Are you trying to derive deeper insights by replicating your data to large Data Warehouses like Amazon Redshift? Well, you’ve come to the right place. Now, it has become easier to replicate data to Amazon Redshift.
This article will give you a comprehensive guide to Amazon Redshift Replication. You will also explore 3 methods with their pros and cons to set up your Amazon Redshift Replication. Moreover, you will be able to find the best method for your business based on the requirements. Let’s get started.
Prerequisites
You will have a much easier time understanding the ways for setting up Amazon Redshift Replication if you have gone through the following aspects:
- An active account on Amazon Web Services.
- Working knowledge of SQL (Structured Query Language).
- Working knowledge of at least one scripting language.
- Working knowledge of Databases and Data Warehouses.
Introduction to Amazon Redshift Replication
Amazon Redshift is a fully managed, petabyte-scale, cloud-based Data Warehouse service. Amazon Redshift is based on PostgreSQL. Its scalability, interoperability, and fast query performance make it one of the most sought-after Data Warehousing solutions.
Amazon Redshift automatically takes incremental snapshots that track changes to the cluster since the previous automated snapshot. All of the data required to restore a cluster is retained by an automated snapshot.
Users can specify a snapshot schedule to control when automated snapshots are taken, and they can take a manual snapshot at any time. These snapshots can be used to create a new replica cluster and make the new cluster available before all of the data is loaded, so you can begin querying the new cluster immediately.

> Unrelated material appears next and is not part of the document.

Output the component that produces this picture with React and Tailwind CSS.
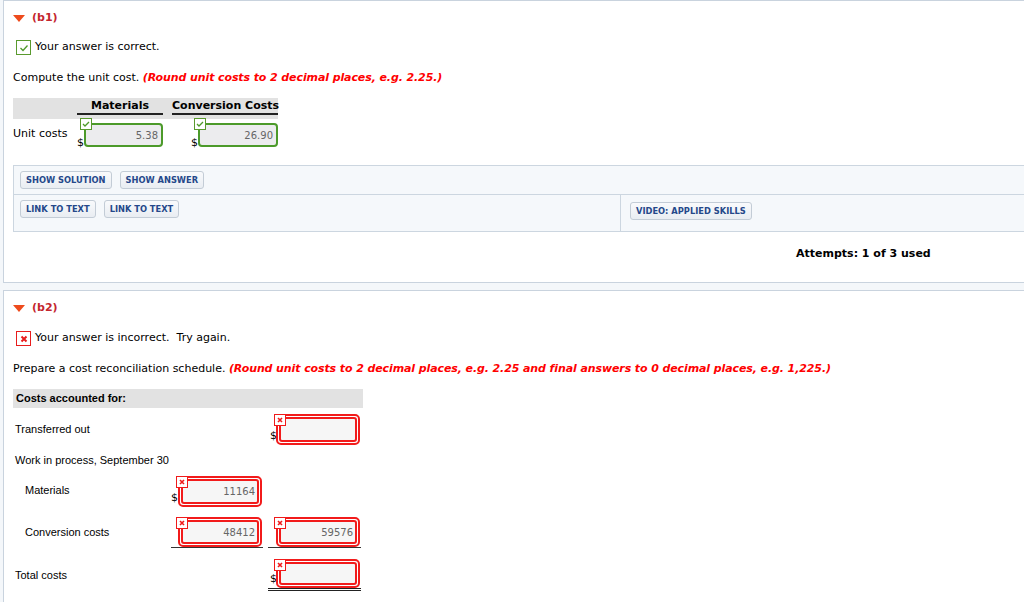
import React from "react";

const sans = "font-['DejaVu_Sans','Verdana',sans-serif]";
const narrow = "font-['Liberation_Sans','Tahoma',sans-serif]";

function Triangle() {
  return (
    <svg width="12" height="7" viewBox="0 0 12 7" className="block">
      <polygon points="0,0 12,0 6,7" fill="#ee4b1c" />
    </svg>
  );
}

function Heading({ label }) {
  return (
    <div className="flex items-center h-[14px] gap-[7px]">
      <Triangle />
      <span className={`${sans} text-[11px] font-bold text-[#c4262e] leading-[14px]`}>{label}</span>
    </div>
  );
}

function StatusBox({ ok }) {
  return ok ? (
    <div className="w-[15px] h-[15px] border border-[#5a9a2e] bg-white flex items-center justify-center ml-[3px]">
      <svg width="10" height="8" viewBox="0 0 10 8">
        <path d="M1.5 4 L4 6.5 L8.5 1.5" stroke="#4f9a2a" strokeWidth="1.3" fill="none" />
      </svg>
    </div>
  ) : (
    <div className="w-[15px] h-[15px] border border-[#e81c1c] bg-white flex items-center justify-center ml-[3px]">
      <svg width="8" height="8" viewBox="0 0 8 8">
        <path d="M1.5 1.5 L6.5 6.5 M6.5 1.5 L1.5 6.5" stroke="#e81c1c" strokeWidth="2" fill="none" />
      </svg>
    </div>
  );
}

function GreenBadge() {
  return (
    <div className="absolute -left-[6px] -top-[7px] w-[12px] h-[12px] bg-white border border-[#5a9a2e] flex items-center justify-center">
      <svg width="8" height="6" viewBox="0 0 8 6">
        <path d="M1 3 L3 5 L7 1" stroke="#4f9a2a" strokeWidth="1.3" fill="none" />
      </svg>
    </div>
  );
}

function RedBadge() {
  return (
    <div className="absolute -left-[4px] -top-[2px] w-[12px] h-[12px] bg-white border border-[#f01a1a] flex items-center justify-center z-10">
      <svg width="6" height="6" viewBox="0 0 6 6">
        <path d="M1 1 L5 5 M5 1 L1 5" stroke="#f01a1a" strokeWidth="1.6" fill="none" />
      </svg>
    </div>
  );
}

function GreenInput({ value }) {
  return (
    <div className="flex items-end justify-end">
      <span className={`${sans} text-[11px] text-black leading-none mb-[-1px]`}>$</span>
      <div className="relative w-[80px] h-[24px] border-2 border-[#4c9a2a] rounded-[4px] bg-[#ececee] flex items-center justify-end pr-[3px]">
        <GreenBadge />
        <span className={`${sans} text-[10px] text-[#666]`}>{value}</span>
      </div>
    </div>
  );
}

function RedInput({ value, width, h = "h-[31px]" }) {
  return (
    <div className={`relative ${width} ${h} border-2 border-[#f21b1b] rounded-[5px] p-px bg-white`}>
      <RedBadge />
      <div className="h-full w-full border-2 border-[#f21b1b] rounded-[3px] bg-[#f6f6f6] flex items-center justify-end pr-[2px]">
        <span className={`${sans} text-[10px] text-[#666]`}>{value}</span>
      </div>
    </div>
  );
}

function Btn({ children }) {
  return (
    <div className={`${sans} h-[18px] px-[5px] flex items-center rounded-[3px] border border-[#c3ccd6] bg-gradient-to-b from-[#f9fafc] to-[#e9edf2] text-[8.3px] font-bold text-[#25488a] whitespace-nowrap`}>
      {children}
    </div>
  );
}

function Dollar() {
  return <span className={`${sans} text-[11px] text-black leading-none mb-[-2px]`}>$</span>;
}

export default function App() {
  return (
    <div className="min-h-screen bg-[#f4f7fa] pl-[3px] overflow-hidden">
      {/* part b1 */}
      <div className="h-[283px] bg-white border border-r-0 border-[#c9d3de] pl-[9px]">
        <div className="mt-[10px]">
          <Heading label="(b1)" />
        </div>
        <div className="mt-[15px] flex items-center gap-[4px] h-[15px]">
          <StatusBox ok />
          <span className={`${sans} text-[11px] text-black`}>Your answer is correct.</span>
        </div>
        <div className={`${sans} mt-[16px] text-[11px] leading-[14px] text-black`}>
          Compute the unit cost.{" "}
          <span className="font-bold italic text-[#f00] tracking-[-0.1px]">(Round unit costs to 2 decimal places, e.g. 2.25.)</span>
        </div>
        <div className="mt-[13px] w-[265px]">
          <div className="flex h-[21px] bg-[#e2e2e2] items-end pb-[4px]">
            <div className="w-[64px]" />
            <div className={`${sans} w-[86px] text-center text-[11px] font-bold leading-[14px] border-b-2 border-[#222]`}>Materials</div>
            <div className="w-[9px]" />
            <div className={`${sans} w-[106px] text-center text-[11px] font-bold leading-[14px] border-b-2 border-[#222] whitespace-nowrap`}>Conversion Costs</div>
          </div>
          <div className="flex h-[30px] items-start">
            <div className={`${sans} w-[64px] text-[11px] leading-[14px] pt-[8px]`}>Unit costs</div>
            <div className="w-[86px] pt-[4px]">
              <GreenInput value="5.38" />
            </div>
            <div className="w-[9px]" />
            <div className="w-[106px] pt-[4px]">
              <GreenInput value="26.90" />
            </div>
          </div>
        </div>
        <div className="mt-[16px] border border-r-0 border-[#ccd6e0] bg-[#f5f8fb]">
          <div className="h-[29px] flex items-center gap-[8px] pl-[6px] border-b border-[#ccd6e0]">
            <Btn>SHOW SOLUTION</Btn>
            <Btn>SHOW ANSWER</Btn>
          </div>
          <div className="h-[36px] flex">
            <div className="w-[607px] border-r border-[#ccd6e0] flex items-start gap-[8px] pl-[6px] pt-[5px]">
              <Btn>LINK TO TEXT</Btn>
              <Btn>LINK TO TEXT</Btn>
            </div>
            <div className="pl-[9px] pt-[7px]">
              <Btn>VIDEO: APPLIED SKILLS</Btn>
            </div>
          </div>
        </div>
        <div className={`${sans} mt-[15px] pl-[783px] text-[11px] font-bold leading-[14px] whitespace-nowrap`}>
          Attempts: 1 of 3 used
        </div>
      </div>

      {/* part b2 */}
      <div className="mt-[7px] h-[330px] bg-white border border-r-0 border-b-0 border-[#c9d3de] pl-[9px]">
        <div className="mt-[10px]">
          <Heading label="(b2)" />
        </div>
        <div className="mt-[16px] flex items-center gap-[4px] h-[15px]">
          <StatusBox ok={false} />
          <span className={`${sans} text-[11px] text-black whitespace-pre`}>Your answer is incorrect.  Try again.</span>
        </div>
        <div className={`${sans} mt-[16px] text-[11px] leading-[14px] text-black whitespace-nowrap`}>
          Prepare a cost reconciliation schedule.{" "}
          <span className="font-bold italic text-[#f00] tracking-[-0.1px]">
            (Round unit costs to 2 decimal places, e.g. 2.25 and final answers to 0 decimal places, e.g. 1,225.)
          </span>
        </div>
        <div className="mt-[13px] w-[350px]">
          <div className={`${narrow} h-[19px] bg-[#e2e2e2] pl-[3px] flex items-center text-[11px] font-bold`}>
            Costs accounted for:
          </div>

          {/* Transferred out */}
          <div className="flex h-[40px] items-start">
            <div className={`${narrow} w-[158px] pl-[2px] pt-[14px] text-[11px] leading-[14px]`}>Transferred out</div>
            <div className="w-[92px]" />
            <div className="w-[5px]" />
            <div className="w-[93px] pl-[2px] pt-[6px] flex items-end">
              <span className="w-[6px]"><Dollar /></span>
              <RedInput value="" width="w-[84px]" />
            </div>
          </div>

          {/* WIP */}
          <div className="h-[22px]">
            <div className={`${narrow} pl-[2px] pt-[5px] text-[11px] leading-[14px]`}>Work in process, September 30</div>
          </div>

          {/* Materials */}
          <div className="flex h-[42px] items-start">
            <div className={`${narrow} w-[158px] pl-[12px] pt-[13px] text-[11px] leading-[14px]`}>Materials</div>
            <div className="w-[92px] pt-[6px] flex items-end">
              <span className="w-[7px]"><Dollar /></span>
              <RedInput value="11164" width="w-[84px]" />
            </div>
          </div>

          {/* Conversion costs */}
          <div className="flex h-[40px] items-start">
            <div className={`${narrow} w-[158px] pl-[12px] pt-[13px] text-[11px] leading-[14px]`}>Conversion costs</div>
            <div className="w-[92px] pt-[5px] pl-[7px] border-b border-[#333]">
              <RedInput value="48412" width="w-[84px]" h="h-[30px]" />
            </div>
            <div className="w-[5px]" />
            <div className="w-[93px] pt-[5px] pl-[8px] border-b border-[#333]">
              <RedInput value="59576" width="w-[84px]" h="h-[30px]" />
            </div>
          </div>

          {/* Total */}
          <div className="flex items-start">
            <div className={`${narrow} w-[158px] pl-[2px] pt-[16px] text-[11px] leading-[14px]`}>Total costs</div>
            <div className="w-[92px]" />
            <div className="w-[5px]" />
            <div className="w-[93px] pl-[2px] pt-[7px] flex items-end border-b-[3px] border-double border-[#222]">
              <span className="w-[6px]"><Dollar /></span>
              <RedInput value="" width="w-[84px]" h="h-[29px]" />
            </div>
          </div>
        </div>
      </div>
    </div>
  );
}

Amazon Redshift remembers your most-used data and queries, restores them so that the most frequent queries can be serviced as soon as possible. This default backup and replication service are not sufficient in many real-life cases.
There are times when a faster recovery point with full-scale capabilities is required. In these cases, one needs to make exact replicas of Amazon Redshift clusters and keep them in sync.
Method 1: Using Amazon Kinesis to Set Up Amazon Redshift Replication
This method involves the use of Amazon Kinesis to replicate the data to Amazon Redshift. This method allows you to run queries concurrently. The disadvantage of this technique is that it may lead to overkill situations if you aren’t handling online transactions and as a result, infrastructure costs might increase.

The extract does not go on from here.